The world's fastest-growing major economy has seen a construction boom in the last two decades, which has also given rise to a nexus of corruption involving politicians, bureaucrats and powerful builders. 

Developers often sidestep many construction, urban-planning and environmental regulations, usually with impunity.

The outskirts of major cities like Mumbai, Delhi, Hyderabad and Bangalore have become traps for middle-class buyers who invest in projects that are never completed or get drawn into similar legal sagas.

In Delhi's suburbs of Noida and Greater Noida -- where the towers were demolished on Sunday -- it is estimated that more than 100 residential towers have been abandoned by builders, making these areas look like ghost cities.
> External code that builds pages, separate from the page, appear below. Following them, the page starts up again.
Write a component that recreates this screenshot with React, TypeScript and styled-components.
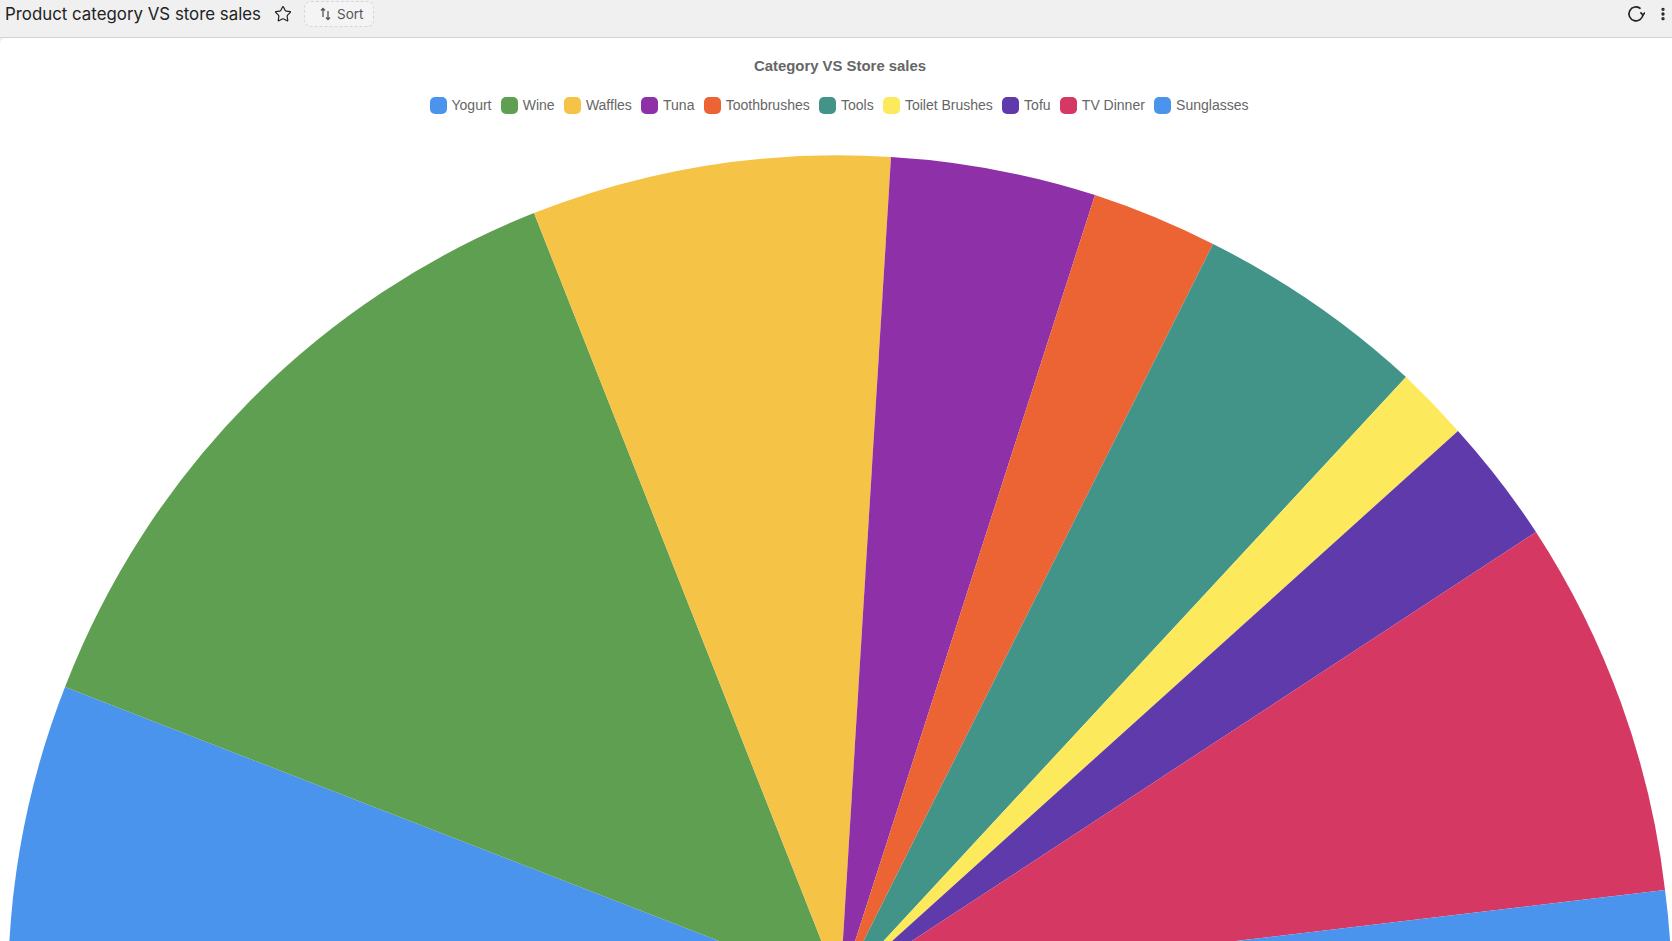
import styled, { createGlobalStyle } from 'styled-components'
import { EllipsisVertical, Star } from 'lucide-react'

const GlobalStyle = createGlobalStyle`
  html, body {
    margin: 0;
    height: 100%;
    overflow: hidden;
    background: #f0f0f0;
  }

  #root {
    height: 100%;
  }
`

const Page = styled.div`
  display: flex;
  flex-direction: column;
  height: 941px;
  font-family: 'Liberation Sans', Arial, sans-serif;
`

const Toolbar = styled.header`
  display: flex;
  align-items: center;
  flex: none;
  height: 38px;
  padding: 0 1px 9px 5px;
  box-sizing: border-box;
  border-bottom: 1px solid #d3d3d3;
  background: #f0f0f0;
`

const PageTitle = styled.h1`
  margin: 0;
  font-family: Inter, Roboto, sans-serif;
  font-size: 16.85px;
  font-weight: 400;
  color: #222;
`

const StarButton = styled.span`
  display: flex;
  margin-left: 13px;
  color: #222;
`

const SortButton = styled.button`
  display: flex;
  align-items: center;
  gap: 6px;
  height: 26px;
  margin-left: 12px;
  padding: 0 10px 0 15px;
  border: 1px dashed #d6d6d6;
  border-radius: 7px;
  background: #f4f4f4;
  font-family: Inter, Roboto, sans-serif;
  font-size: 13.5px;
  color: #555;
`

const ToolbarRight = styled.div`
  display: flex;
  align-items: center;
  gap: 10px;
  margin-left: auto;
  color: #222;
`

const Card = styled.main`
  display: flex;
  flex: 1;
  flex-direction: column;
  min-height: 0;
  padding-left: 8px;
  border-top-left-radius: 6px;
  background: #fff;
  overflow: hidden;
`

const ChartTitle = styled.h2`
  margin: 20px 0 0;
  font-size: 14.9px;
  line-height: 17px;
  font-weight: 700;
  text-align: center;
  color: #666;
`

const Legend = styled.ul`
  display: flex;
  justify-content: center;
  gap: 9.25px;
  margin: 22px 0 0;
  padding: 0 2px 0 0;
  list-style: none;
`

const LegendItem = styled.li`
  display: flex;
  align-items: center;
  gap: 5px;
  font-size: 14px;
  line-height: 17px;
  color: #666;
`

const Swatch = styled.span<{ $color: string }>`
  width: 17px;
  height: 17px;
  border-radius: 5px;
  background: ${p => p.$color};
`

const Chart = styled.svg`
  display: block;
  flex: none;
  width: 1672px;
  height: 811px;
  margin: 16px 0 0 -8px;
`

const CX = 840
const CY = 988
const R = 832

// arc end points of each slice, clockwise from the left edge
const slices = [
  { name: 'Yogurt', color: '#4a94ee', from: [8, 988], to: [65, 687] },
  { name: 'Wine', color: '#5f9f51', from: [65, 687], to: [534, 213] },
  { name: 'Waffles', color: '#f5c346', from: [534, 213], to: [891, 157] },
  { name: 'Tuna', color: '#8e30a8', from: [891, 157], to: [1095, 195] },
  { name: 'Toothbrushes', color: '#ec6434', from: [1095, 195], to: [1213, 244] },
  { name: 'Tools', color: '#429488', from: [1213, 244], to: [1406, 377] },
  { name: 'Toilet Brushes', color: '#fcea5c', from: [1406, 377], to: [1458, 431] },
  { name: 'Tofu', color: '#5f3aab', from: [1458, 431], to: [1536, 532] },
  { name: 'TV Dinner', color: '#d63864', from: [1536, 532], to: [1665, 890] },
  { name: 'Sunglasses', color: '#4a94ee', from: [1665, 890], to: [1672, 988] },
]

function SortIcon() {
  return (
    <svg width="11" height="14" viewBox="0 0 11 14" fill="none" stroke="currentColor" strokeWidth="1.3">
      <path d="M3 10V1.5M1 3.5l2-2 2 2" />
      <path d="M8 4v8.5M6 10.5l2 2 2-2" />
    </svg>
  )
}

function RefreshIcon() {
  return (
    <svg width="18" height="18" viewBox="0 0 18 18" fill="none" stroke="currentColor" strokeWidth="1.7">
      <path d="M13.6 3.6A7 7 0 1 0 16 9" />
      <path d="M13.4 7.4L16 10l2-2.6" />
    </svg>
  )
}

function App() {
  return (
    <Page>
      <GlobalStyle />
      <Toolbar>
        <PageTitle>Product category VS store sales</PageTitle>
        <StarButton>
          <Star size={18} strokeWidth={1.6} />
        </StarButton>
        <SortButton>
          <SortIcon />
          Sort
        </SortButton>
        <ToolbarRight>
          <RefreshIcon />
          <EllipsisVertical size={16} strokeWidth={3} />
        </ToolbarRight>
      </Toolbar>
      <Card>
        <ChartTitle>Category VS Store sales</ChartTitle>
        <Legend>
          {slices.map(s => (
            <LegendItem key={s.name}>
              <Swatch $color={s.color} />
              {s.name}
            </LegendItem>
          ))}
        </Legend>
        <Chart viewBox="0 130 1672 811">
          {slices.map(s => (
            <path
              key={s.name}
              fill={s.color}
              d={`M${CX} ${CY}L${s.from[0]} ${s.from[1]}A${R} ${R} 0 0 1 ${s.to[0]} ${s.to[1]}Z`}
            />
          ))}
        </Chart>
      </Card>
    </Page>
  )
}

export default App
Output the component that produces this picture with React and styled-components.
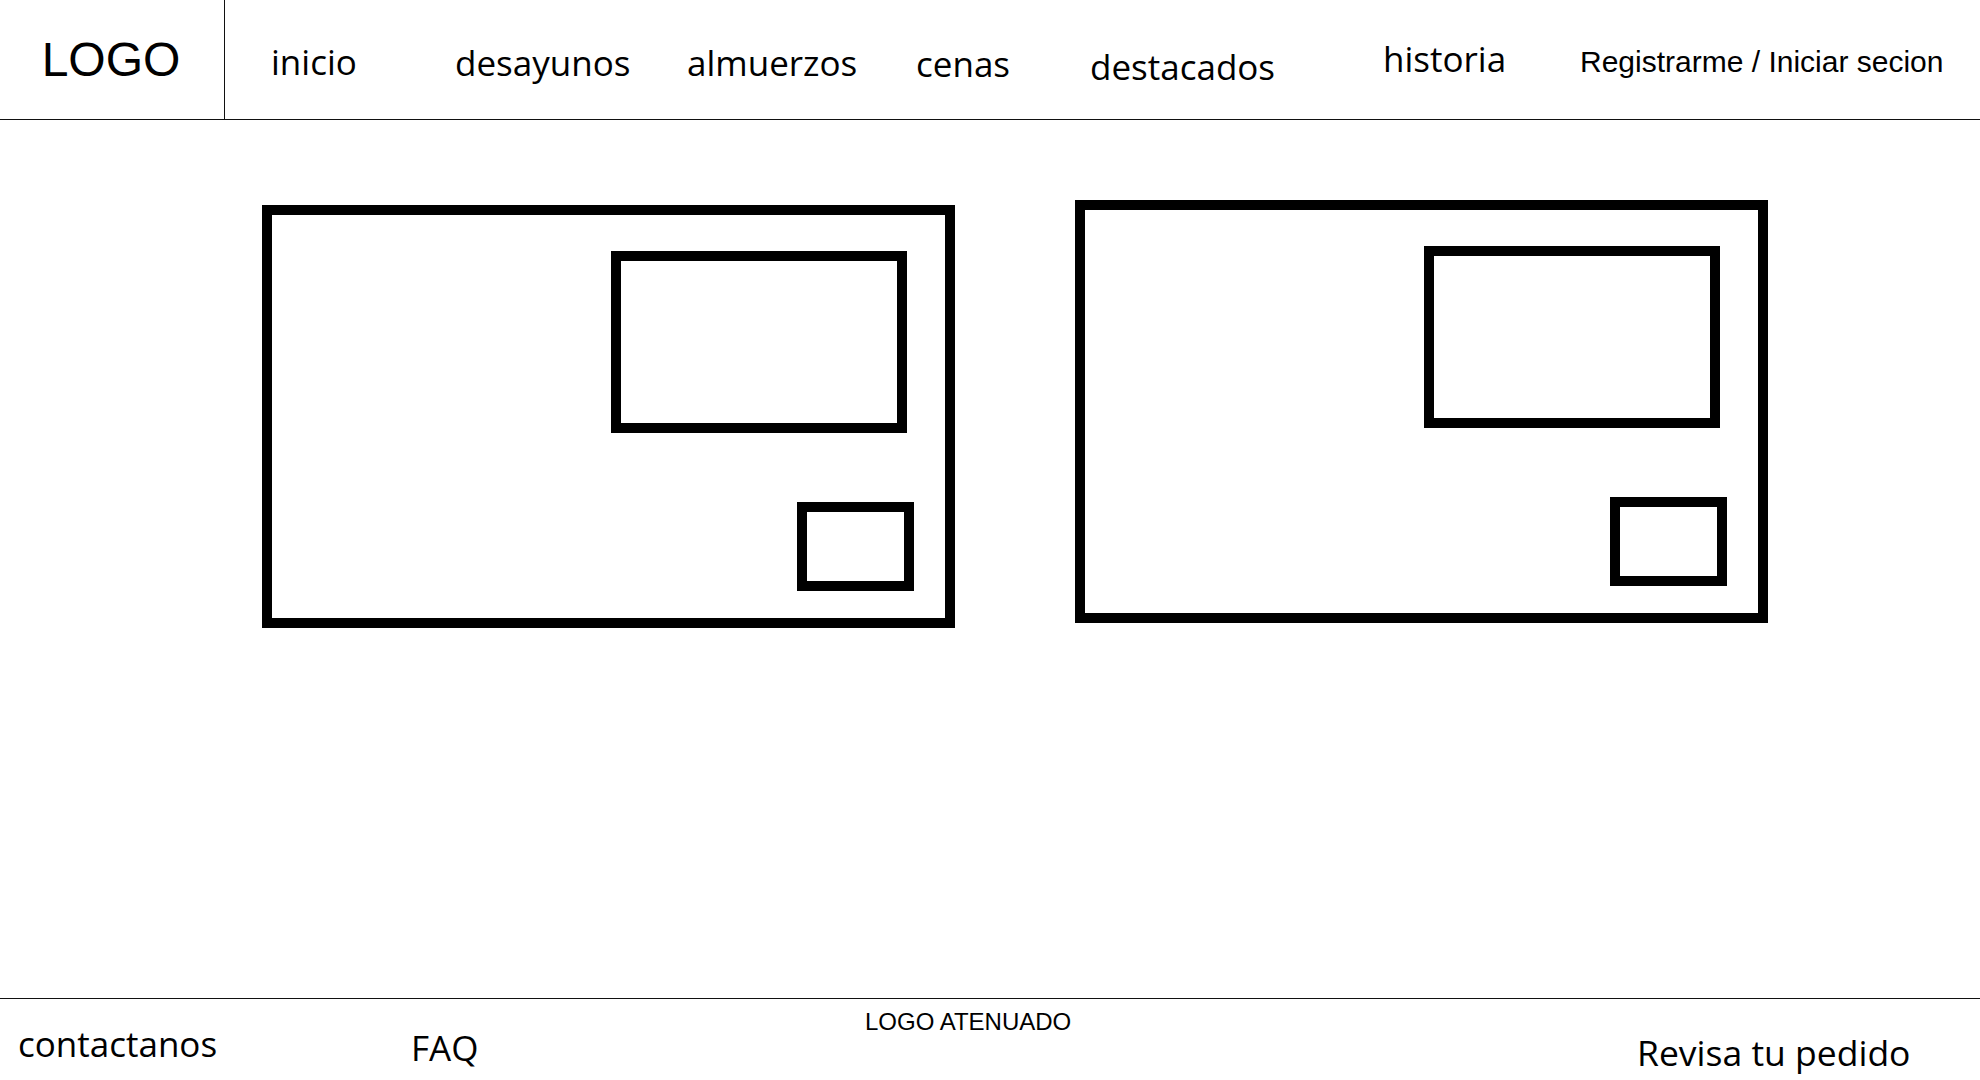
import React from "react";
import styled, { createGlobalStyle } from "styled-components";

const GlobalStyle = createGlobalStyle`
  html, body {
    margin: 0;
    padding: 0;
    background: #fff;
    overflow: hidden;
  }
  body {
    font-family: "Open Sans", "Noto Sans", sans-serif;
    color: #000;
  }
  * {
    box-sizing: border-box;
  }
`;

const Page = styled.div`
  width: 1980px;
  height: 1080px;
  display: flex;
  flex-direction: column;
`;

const Header = styled.header`
  height: 120px;
  display: flex;
  border-bottom: 1px solid #111;
`;
const LogoCell = styled.div`
  width: 225px;
  border-right: 1px solid #111;
  display: flex;
  justify-content: center;
  align-items: flex-start;
  padding-top: 36px;
  padding-right: 2px;
  font-family: "Liberation Sans", Arial, sans-serif;
  font-size: 48px;
  line-height: 1;
`;
const Nav = styled.nav`
  flex: 1;
  display: grid;
  grid-template-columns: 184px 232px 229px 174px 293px 197px auto;
  align-items: start;
  padding-left: 46px;
`;
const NavItem = styled.a`
  margin-top: ${(props) => props.$top}px;
  font-family: ${(props) =>
    props.$arial ? '"Liberation Sans", Arial, sans-serif' : '"Open Sans", sans-serif'};
  font-size: ${(props) => (props.$arial ? 30 : 35)}px;
  line-height: 1;
  white-space: nowrap;
  color: #000;
  text-decoration: none;
  cursor: pointer;
`;

const Main = styled.main`
  flex: 1;
  display: flex;
  align-items: flex-start;
  gap: 120px;
  padding: 80px 0 0 262px;
`;
const Card = styled.div`
  width: 693px;
  height: 423px;
  margin-top: ${(props) => props.$top || 0}px;
  border: 10px solid #000;
  display: flex;
  flex-direction: column;
  align-items: flex-end;
  padding: 36px 31px 0 0;
`;
const ImageBox = styled.div`
  width: 296px;
  height: 182px;
  margin-right: 7px;
  border: 10px solid #000;
`;
const ButtonBox = styled.div`
  width: 117px;
  height: 89px;
  margin-top: 69px;
  border: 10px solid #000;
`;

const Footer = styled.footer`
  height: 82px;
  border-top: 1px solid #111;
  display: grid;
  grid-template-columns: 393px 454px 772px auto;
  align-items: start;
  padding-left: 18px;
`;
const FooterItem = styled.a`
  margin-top: ${(props) => props.$top}px;
  font-family: ${(props) =>
    props.$arial ? '"Liberation Sans", Arial, sans-serif' : '"Open Sans", sans-serif'};
  font-size: ${(props) => props.$size}px;
  line-height: 1;
  white-space: nowrap;
  color: #000;
  text-decoration: none;
`;

const navLinks = [
  { label: "inicio", top: 44 },
  { label: "desayunos", top: 45 },
  { label: "almuerzos", top: 45 },
  { label: "cenas", top: 46 },
  { label: "destacados", top: 49 },
  { label: "historia", top: 41 },
  { label: "Registrarme / Iniciar secion", top: 47, arial: true },
];

const footerLinks = [
  { label: "contactanos", top: 27, size: 35 },
  { label: "FAQ", top: 31, size: 35 },
  { label: "LOGO ATENUADO", top: 11, size: 24, arial: true },
  { label: "Revisa tu pedido", top: 36, size: 35.5 },
];

const MealCard = ({ top }) => (
  <Card $top={top}>
    <ImageBox />
    <ButtonBox />
  </Card>
);

export default function App() {
  return (
    <>
      <GlobalStyle />
      <Page>
        <Header>
          <LogoCell>LOGO</LogoCell>
          <Nav>
            {navLinks.map((link) => (
              <NavItem key={link.label} $top={link.top} $arial={link.arial}>
                {link.label}
              </NavItem>
            ))}
          </Nav>
        </Header>

        <Main>
          <MealCard top={5} />
          <MealCard />
        </Main>

        <Footer>
          {footerLinks.map((link) => (
            <FooterItem key={link.label} $top={link.top} $size={link.size} $arial={link.arial}>
              {link.label}
            </FooterItem>
          ))}
        </Footer>
      </Page>
    </>
  );
}
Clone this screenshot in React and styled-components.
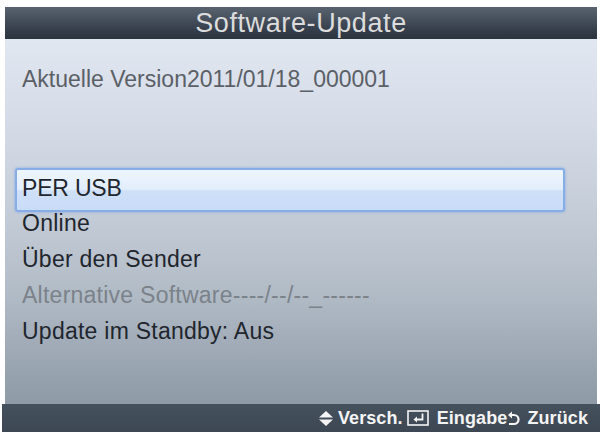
import React from "react";
import styled, { createGlobalStyle } from "styled-components";

const Global = createGlobalStyle`
  html, body { margin: 0; padding: 0; background: #ffffff; }
  body { font-family: "Liberation Sans", Arial, sans-serif; }
`;

const Screen = styled.div`
  width: 600px;
  height: 432px;
  display: flex;
  flex-direction: column;
  padding-top: 7px;
  box-sizing: border-box;
  background: #ffffff;
  overflow: hidden;
`;

const Header = styled.div`
  margin: 0 3px 0 5px;
  height: 32px;
  display: flex;
  align-items: center;
  justify-content: center;
  background: linear-gradient(#58636f 0%, #434d59 45%, #333c48 75%, #2b333e 100%);
  color: #dcdcdc;
  font-size: 27px;
  letter-spacing: 0.6px;
  line-height: 32px;
`;

const Body = styled.div`
  flex: 1;
  margin: 0 3px 0 5px;
  display: flex;
  flex-direction: column;
  padding: 26px 0 0 0;
  background: linear-gradient(#e1e7f1 0%, #d6dde8 20%, #c6ced9 45%, #b1bbc6 70%, #97a2af 92%, #8f9aa7 100%);
`;

const Info = styled.div`
  height: 28px;
  line-height: 28px;
  padding-left: 17px;
  font-size: 23px;
  letter-spacing: 0;
  color: #5b6067;
`;

const List = styled.div`
  display: flex;
  flex-direction: column;
  margin-top: 78px;
`;

const Row = styled.div`
  position: relative;
  height: ${(p) => (p.$selected ? 34 : 36)}px;
  line-height: ${(p) => (p.$selected ? 34 : 36)}px;
  padding-left: 17px;
  font-size: 23px;
  letter-spacing: 0.25px;
  color: ${(p) => (p.$disabled ? "#7b828a" : "#1f262e")};

  ${(p) =>
    p.$selected &&
    `
    letter-spacing: -0.2px;
    &::before {
      content: "";
      position: absolute;
      left: 10px;
      right: 32px;
      top: -3px;
      bottom: -7px;
      border: 2px solid #86ade6;
      border-radius: 3px;
      box-shadow: 0 0 3px rgba(120, 160, 230, 0.8);
      background: linear-gradient(#eef5fe 0%, #e3eefc 48%, #cfe0f8 52%, #c9dcf7 100%);
    }
  `}
`;

const RowText = styled.span`
  position: relative;
`;

const Footer = styled.div`
  height: 28px;
  margin-left: 2px;
  display: flex;
  align-items: center;
  justify-content: flex-end;
  padding-right: 12px;
  background: linear-gradient(#46515e 0%, #3d4754 100%);
  color: #f4f4f4;
  font-size: 18px;
  font-weight: 700;
  letter-spacing: 0.1px;
`;

const Hint = styled.div`
  display: flex;
  align-items: center;
  gap: ${(p) => p.$gap ?? 6}px;
  margin-left: ${(p) => p.$ml ?? 0}px;
`;

const Icon = styled.svg`
  display: block;
  flex: none;
`;

export default function App() {
  return (
    <>
      <Global />
      <Screen>
        <Header>Software-Update</Header>
        <Body>
          <Info>Aktuelle Version2011/01/18_000001</Info>
          <List>
            <Row $selected>
              <RowText>PER USB</RowText>
            </Row>
            <Row>Online</Row>
            <Row>Über den Sender</Row>
            <Row $disabled>Alternative Software----/--/--_------</Row>
            <Row>Update im Standby: Aus</Row>
          </List>
        </Body>
        <Footer>
          <Hint $gap={5}>
            <Icon width="14" height="15" viewBox="0 0 14 15">
              <path d="M7 0 L14 6.5 H0 Z" fill="#f4f4f4" />
              <path d="M0 8.5 H14 L7 15 Z" fill="#f4f4f4" />
            </Icon>
            <span>Versch.</span>
          </Hint>
          <Hint $gap={8} $ml={4}>
            <Icon width="22" height="16" viewBox="0 0 22 16">
              <rect x="1" y="1" width="20" height="14" fill="none" stroke="#f4f4f4" strokeWidth="1.6" />
              <path d="M15.5 3.5 V9.5 H8" fill="none" stroke="#f4f4f4" strokeWidth="1.8" />
              <path d="M10 6.5 L6.5 9.5 L10 12.5 Z" fill="#f4f4f4" />
            </Icon>
            <span>Eingabe</span>
          </Hint>
          <Hint $gap={7} $ml={0}>
            <Icon width="13" height="15" viewBox="0 0 13 15">
              <path d="M3 4 H7 A4.5 4.5 0 0 1 7 13 H2" fill="none" stroke="#f4f4f4" strokeWidth="2.2" />
              <path d="M5 0.5 L1 4 L5 7.5 Z" fill="#f4f4f4" />
            </Icon>
            <span>Zurück</span>
          </Hint>
        </Footer>
      </Screen>
    </>
  );
}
Uday Bhan Singh Teotia, one of a group of residents whose case against private developer Supertech led to the demolition order, said before the event that it would be a vindication of his legal battle.

"The two new towers that they constructed were blocking everything -- our air and sunlight," Teotia, who lives close to the structures, told AFP. 

Demolitions of residential buildings are rare in India, with builders often escaping with penalties or abandoning projects midway if they fall foul of the law. 

Four luxury high-rises in the southern state of Kerala were demolished for breaking environmental rules in 2020.

Lawyer Jayant Bhushan, who represented the complainants in the case against Supertech, said builders must clean up their act to win back home-buyers' trust.

"Unless builders follow rules, it will be hapless buyers who will end up burning their fingers again and again," he told AFP.